По чужим, испещренным кровянистыми волоконцами — это от холода и высоты полопались сосуды — глазам, по раскрылатенным ноздрям и яростно распахнутому рту Тарасов понял, что Студенцов сейчас выстрелит — точно выстрелит! — палец его лежал на спусковом крючке, проржавевшем от сырости, осталось только сделать легкое движение, надавить на собачку, и — и-и... Пока Тарасов раздумывал, что же делать, настороженно и вместе с тем одурело следя за Студенцовым, а точнее, за его руками, за пальцем, просунутым в защитную скобу, тот все же нажал на спусковой крючок — нажал, вот ведь ка-ак!
Но выстрела не последовало — во-первых, патрон находился в левом стволе, Тарасов сам загнал его туда — из левого ствола ему сподручнее было стрелять, а Студенцов взвел правый курок и надавил именно на него, во-вторых, ружье стояло на предохранителе. Тарасов всегда ставил свою пищаль на предохранитель, чтобы не было случайного выстрела.

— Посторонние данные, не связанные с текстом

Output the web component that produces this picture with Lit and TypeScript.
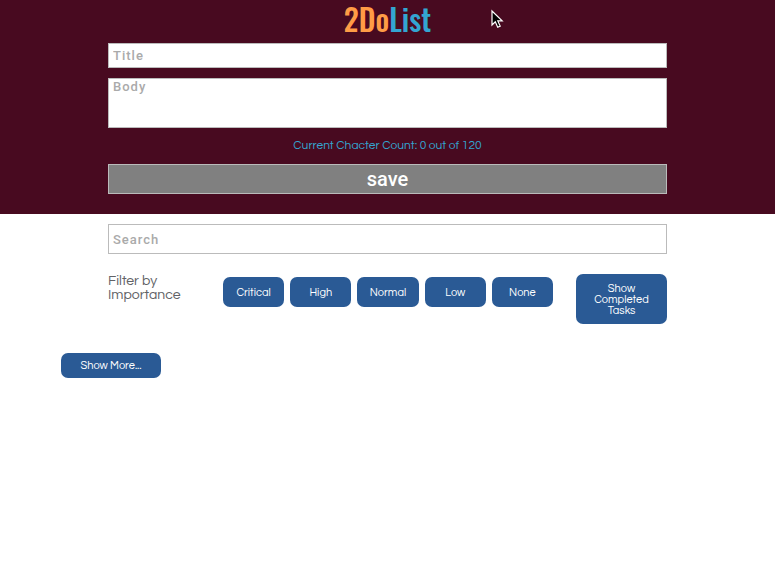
import { LitElement, html, css } from "lit";
import { customElement, state } from "lit/decorators.js";

const LEVELS = ["Critical", "High", "Normal", "Low", "None"];

@customElement("app-root")
export class AppRoot extends LitElement {
  @state() private body = "";

  static styles = css`
    :host {
      display: block;
      min-height: 100vh;
      background: #fff;
      font-family: Questrial, Inter, "Liberation Sans", sans-serif;
    }
    * {
      box-sizing: border-box;
    }
    button,
    input,
    textarea {
      font: inherit;
      margin: 0;
    }
    .top {
      position: relative;
      display: flex;
      flex-direction: column;
      padding: 0 108px 20px;
      background: #480a20;
    }
    .logo {
      margin: 0 0 5px;
      text-align: center;
      font: 500 30px/38px Oswald, "Liberation Sans Narrow", sans-serif;
      color: #ff9c46;
    }
    .logo-end {
      color: #33a5d1;
    }
    .field {
      display: block;
      width: 100%;
      border: 1px solid #bbb;
      border-radius: 0;
      background: #fff;
      color: #333;
      font: 500 13px/16px Roboto, sans-serif;
      letter-spacing: 1px;
      outline: none;
    }
    .field::placeholder {
      color: #aaa;
      opacity: 1;
    }
    .title {
      height: 25px;
      padding: 0 4px;
      margin-bottom: 10px;
    }
    .body {
      height: 50px;
      padding: 0 4px;
      resize: none;
    }
    .count {
      margin: 9px 0;
      text-align: center;
      font-size: 12px;
      line-height: 18px;
      color: #33a5d1;
    }
    .save {
      height: 30px;
      padding: 0;
      border: 1px solid #bbb;
      background: #808080;
      color: #fff;
      font: 500 20px/28px Roboto, sans-serif;
    }
    .cursor {
      position: absolute;
      left: 490px;
      top: 9px;
    }
    .tools {
      padding: 10px 108px 0;
    }
    .search {
      height: 30px;
      padding: 0 4px;
    }
    .filters {
      display: grid;
      grid-template-columns: 92px minmax(0, 1fr) 91px;
      column-gap: 23px;
      margin-top: 20px;
    }
    .label {
      margin: 0;
      font-size: 14px;
      line-height: 14px;
      font-weight: 400;
      color: #616266;
    }
    .levels {
      display: flex;
      gap: 6px;
      padding-top: 3px;
    }
    .btn {
      border: 0;
      border-radius: 7px;
      padding: 0;
      background: #2a5a95;
      color: #fff;
      font-size: 11px;
      font-weight: 600;
      line-height: 11px;
    }
    .level {
      flex: 1;
      height: 30px;
    }
    .completed {
      height: 50px;
      padding: 0 16px;
    }
    .more {
      display: block;
      width: 100px;
      height: 25px;
      margin: 29px 0 0 61px;
    }
  `;

  render() {
    return html`
      <header class="top">
        <h1 class="logo">2Do<span class="logo-end">List</span></h1>
        <input class="field title" type="text" placeholder="Title" aria-label="Title" />
        <textarea
          class="field body"
          placeholder="Body"
          aria-label="Body"
          maxlength="120"
          @input=${(e: Event) => (this.body = (e.target as HTMLTextAreaElement).value)}
        ></textarea>
        <p class="count">Current Chacter Count: ${this.body.length} out of 120</p>
        <button class="save" type="button">save</button>
        <svg class="cursor" width="14" height="20" viewBox="0 0 14 20" aria-hidden="true">
          <path d="M2 2v14l3.3-3.2 2.4 5.4 2.5-1.1-2.4-5.2h4.4z" fill="#000" stroke="#fff" stroke-width="1.2" />
        </svg>
      </header>
      <main>
        <section class="tools">
          <input class="field search" type="text" placeholder="Search" aria-label="Search" />
          <div class="filters">
            <h2 class="label">Filter by Importance</h2>
            <div class="levels">
              ${LEVELS.map((l) => html`<button class="btn level" type="button">${l}</button>`)}
            </div>
            <button class="btn completed" type="button">Show Completed Tasks</button>
          </div>
        </section>
        <button class="btn more" type="button">Show More...</button>
      </main>
    `;
  }
}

— Сто-ой! — снова заорал Тарасов, кинулся на Студенцова. Схватился руками за ружье, резко крутанул его в одну сторону, в другую, вырывая, потом подкатился под Студенцова и резко ударил его локтем в живот. Удар неопасный, но болезненный — Студенцов выпустил ружье и, не охнув, не икнув, притиснул руки к животу, скорчился. В глазах его, побелевших от бешенства, ничего, кроме злости, до этой минуты не выражавших, заплескалась боль.
— Ты что-о? Что-о? — яростным шепотом (почему шепотом? кого он боится, кого?) накинулся Тарасов на Студенцова. — В тюрьму захотел? Раз набиваешься — будет тебе тюрьма! Будет! Как только на Большую землю вернемся — будет!
Он распахнул ружье, подцепил пальцем патрон, выуживая его из ствола. Патрон, не выбитый инжектором, хоть и плотно сидел, а все же подался, шлепнулся, в ладонь, обнажив черную глубину дула. Тарасов сунул патрон в карман штормовки, застегнул клапан на пуговицу.
— Все, теперь стреляй! — по-прежнему шепотом, словно действительно боялся кого-то, прохрипел Тарасов, сделал мах рукой: — Стреляй!